INFORMATION SUPPLIED.

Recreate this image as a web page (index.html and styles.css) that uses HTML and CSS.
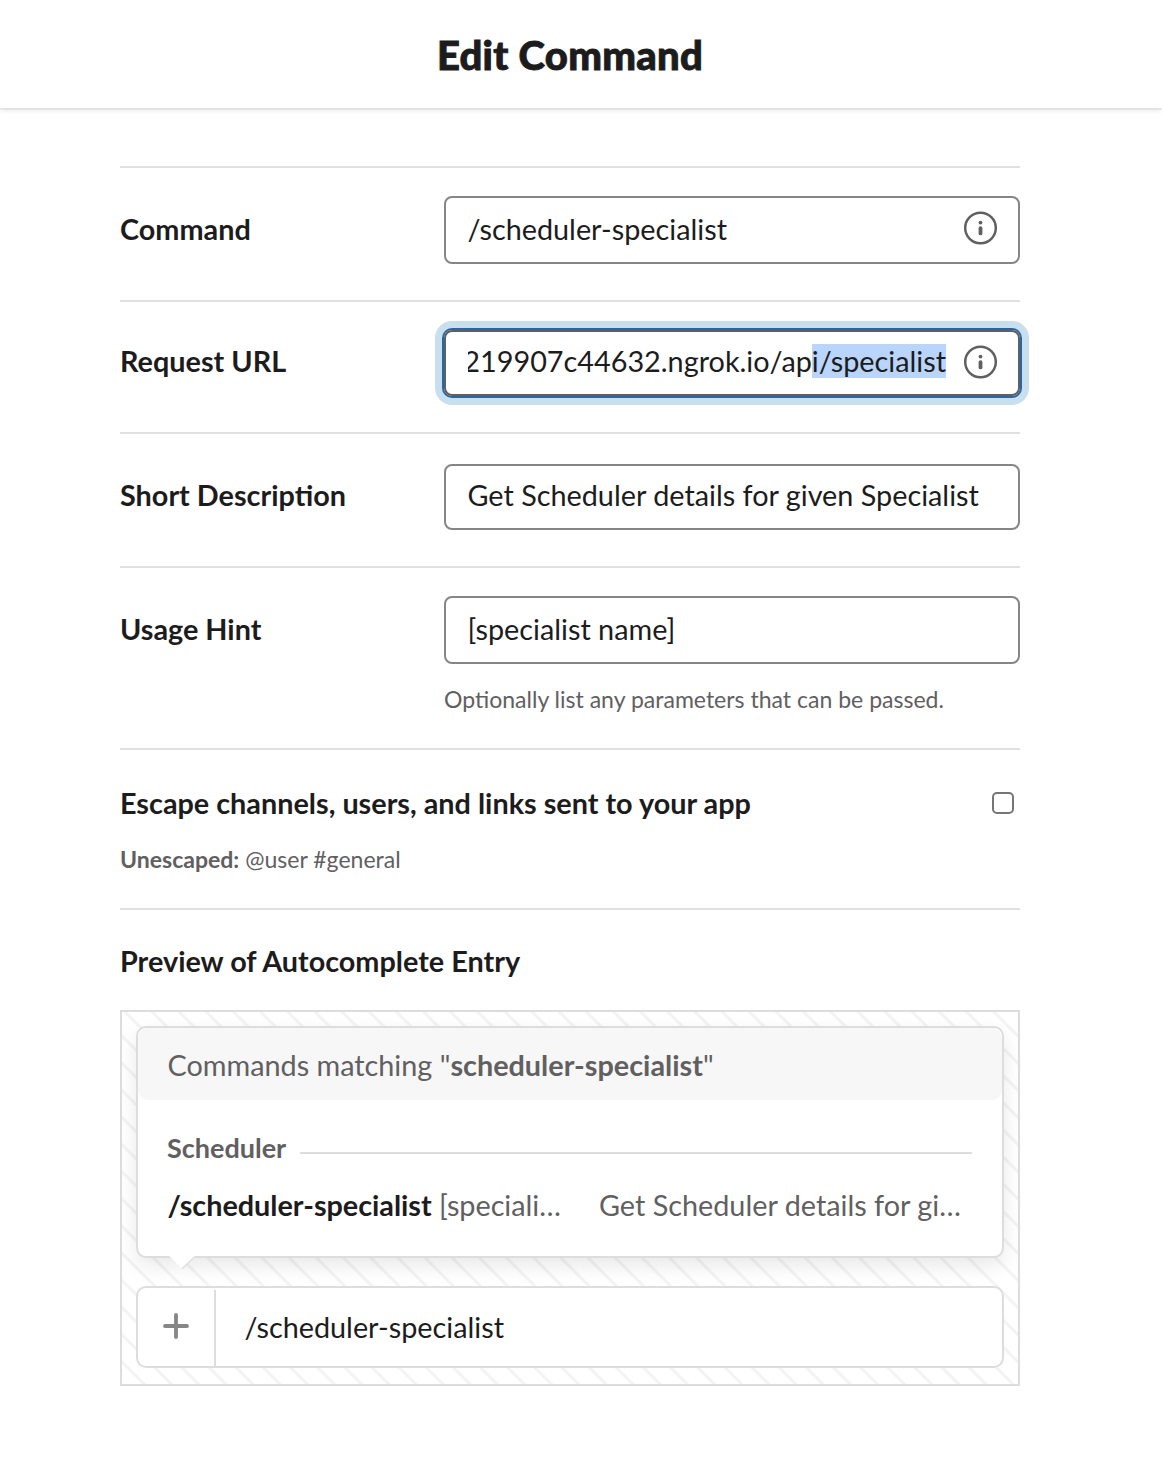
FILE: index.html
```html
<!DOCTYPE html>
<html lang="en">
<head>
<meta charset="utf-8">
<title>Edit Command</title>
<link rel="stylesheet" href="styles.css">
</head>
<body>
<header class="header"><h1 class="title">Edit Command</h1></header>
<main class="form">
  <section class="row row-command">
    <div class="label">Command</div>
    <div class="field"><span class="value">/scheduler-specialist</span>
      <svg class="info" viewBox="0 0 34 34"><circle cx="17.5" cy="17" r="15.3"/><circle class="dot" cx="17.5" cy="11.6" r="1.9"/><path d="M17.5 17.2v5.2"/></svg>
    </div>
  </section>
  <section class="row row-url">
    <div class="label">Request URL</div>
    <div class="field focused"><span class="value scrolled">219907c44632.ngrok.io/ap<mark>i/specialist</mark></span>
      <svg class="info" viewBox="0 0 34 34"><circle cx="17.5" cy="17" r="15.3"/><circle class="dot" cx="17.5" cy="11.6" r="1.9"/><path d="M17.5 17.2v5.2"/></svg>
    </div>
  </section>
  <section class="row row-desc">
    <div class="label">Short Description</div>
    <div class="field"><span class="value">Get Scheduler details for given Specialist</span></div>
  </section>
  <section class="row row-hint">
    <div class="label">Usage Hint</div>
    <div class="field-group">
      <div class="field"><span class="value">[specialist name]</span></div>
      <p class="note">Optionally list any parameters that can be passed.</p>
    </div>
  </section>
  <section class="row row-escape">
    <div>
      <div class="label">Escape channels, users, and links sent to your app</div>
      <p class="note"><b>Unescaped:</b> @user #general</p>
    </div>
    <span class="checkbox"></span>
  </section>
  <section class="preview-section">
    <h2 class="label">Preview of Autocomplete Entry</h2>
    <div class="preview">
      <div class="menu">
        <div class="menu-head">Commands matching "<b>scheduler-specialist</b>"</div>
        <div class="group"><b>Scheduler</b><span class="rule"></span></div>
        <div class="entry">
          <span class="entry-name"><b>/scheduler-specialist</b> [speciali…</span>
          <span>Get Scheduler details for gi…</span>
        </div>
        <svg class="arrow" viewBox="0 0 28 14"><path class="fill" d="M1 0L14 12.5 27 0z"/><path class="edge" d="M14 12.7L26.5 1"/></svg>
      </div>
      <div class="composer">
        <div class="plus"><svg viewBox="0 0 26 26"><path d="M13 2v22M2 13h22"/></svg></div>
        <span class="typed">/scheduler-specialist</span>
      </div>
    </div>
  </section>
</main>
</body>
</html>
```
FILE: styles.css
```css
* { box-sizing: border-box; }
body {
  margin: 0;
  min-height: 1462px;
  background: #fff;
  color: #1d1c1d;
  font: 28.8px/40px Lato, sans-serif;
}
h1, h2, p { margin: 0; }
.header {
  height: 108px;
  padding: 30px 22px 0 0;
  text-align: center;
  box-shadow: 0 2px 0 rgba(0, 0, 0, .05), 0 2px 6px rgba(0, 0, 0, .1);
}
.title { font-size: 40px; line-height: 50px; font-weight: 900; letter-spacing: .3px; -webkit-text-stroke: .9px #1d1c1d; }
.form { width: 900px; margin: 58px 0 0 120px; }
.row { display: flex; justify-content: space-between; border-top: 2px solid #e0e0e0; }
.label { font-size: 28.8px; line-height: 40px; font-weight: 700; white-space: nowrap; }
.row > .label { margin-top: 11px; }
.row-command { height: 134px; padding-top: 28px; }
.row-command .field { height: 68px; }
.row-command > .label { margin-top: 13px; }
.row-command .info { margin-top: -4px; }
.row-url { height: 132px; padding-top: 28px; }
.row-desc { height: 134px; padding-top: 30px; }
.row-hint { height: 182px; padding-top: 28px; }
.row-hint .field { height: 68px; }
.row-hint > .label { margin-top: 13px; }
.row-escape { height: 160px; padding-top: 33px; }
.field {
  display: flex;
  align-items: center;
  justify-content: space-between;
  width: 576px;
  height: 66px;
  padding: 0 21px 0 21.5px;
  border: 2px solid #868686;
  border-radius: 8px;
  white-space: nowrap;
}
.focused { padding-left: 22px; border-color: #616061; box-shadow: 0 0 0 2px #2b66a3, 0 0 0 9px #c7dfee; }
.focused .info { margin-top: -2px; }
.value { display: block; margin-top: -2px; }
.row-url .value, .row-desc .value { margin-top: -4px; }
.scrolled { display: flex; justify-content: flex-end; width: 478px; overflow: hidden; }
mark { height: 34px; margin-top: 3px; line-height: 34px; background: #b9d5fb; color: inherit; }
.info { flex: none; width: 34px; height: 34px; fill: none; stroke: #616061; stroke-width: 2.5; }
.info .dot { fill: #616061; stroke: none; }
.info path { stroke-width: 3.8; stroke-linecap: round; }
.note { font-size: 23.04px; line-height: 30px; color: #616061; white-space: nowrap; }
.field-group .note { margin-top: 20px; }
.row-escape .note { margin-top: 21px; }
.checkbox { width: 22px; height: 22px; margin: 9px 6px 0 0; border: 2px solid #767676; border-radius: 5px; }
.preview-section { border-top: 2px solid #e0e0e0; padding-top: 31px; }
.preview {
  height: 376px;
  margin-top: 29px;
  padding: 14px;
  border: 2px solid #ddd;
  background: repeating-linear-gradient(45deg, #fff 0, #fff 13.3px, #f3f3f3 15px, #f3f3f3 16.2px, #fff 17.9px, #fff 19.2px);
}
.menu {
  position: relative;
  height: 232px;
  border: 2px solid #ddd;
  border-radius: 10px;
  background: #fff;
  color: #616061;
  box-shadow: 0 8px 20px rgba(0, 0, 0, .09);
}
.menu-head { height: 72px; padding: 17px 0 0 29.5px; border-radius: 10px; background: #f7f7f7; }
.group { display: flex; align-items: center; gap: 14px; margin: 28px 30px 0 29px; font-size: 27px; line-height: 40px; }
.rule { flex: 1; height: 2px; margin-top: 10px; background: #ddd; }
.entry { display: flex; margin: 17px 0 0 29.5px; white-space: nowrap; }
.entry-name { width: 431.5px; letter-spacing: -.03px; }
.entry b { color: #1d1c1d; }
.arrow { position: absolute; left: 30px; bottom: -14px; width: 28px; height: 14px; }
.arrow .fill { fill: #fff; }
.arrow .edge { fill: none; stroke: #ddd; stroke-width: 1.4; }
.composer { display: flex; align-items: center; height: 82px; margin-top: 28px; border: 2px solid #ddd; border-radius: 10px; background: #fff; }
.plus { display: flex; align-items: center; justify-content: center; align-self: flex-end; width: 78px; height: 76px; border-right: 2px solid #ddd; }
.plus svg { width: 26px; height: 26px; margin-top: -4px; fill: none; stroke: #868686; stroke-width: 3.8; stroke-linecap: round; }
.typed { padding-left: 28.5px; }
```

BRIEF.
Of all the lines in the listing above, how many include "styles"? Write only the number.

REPLY.
3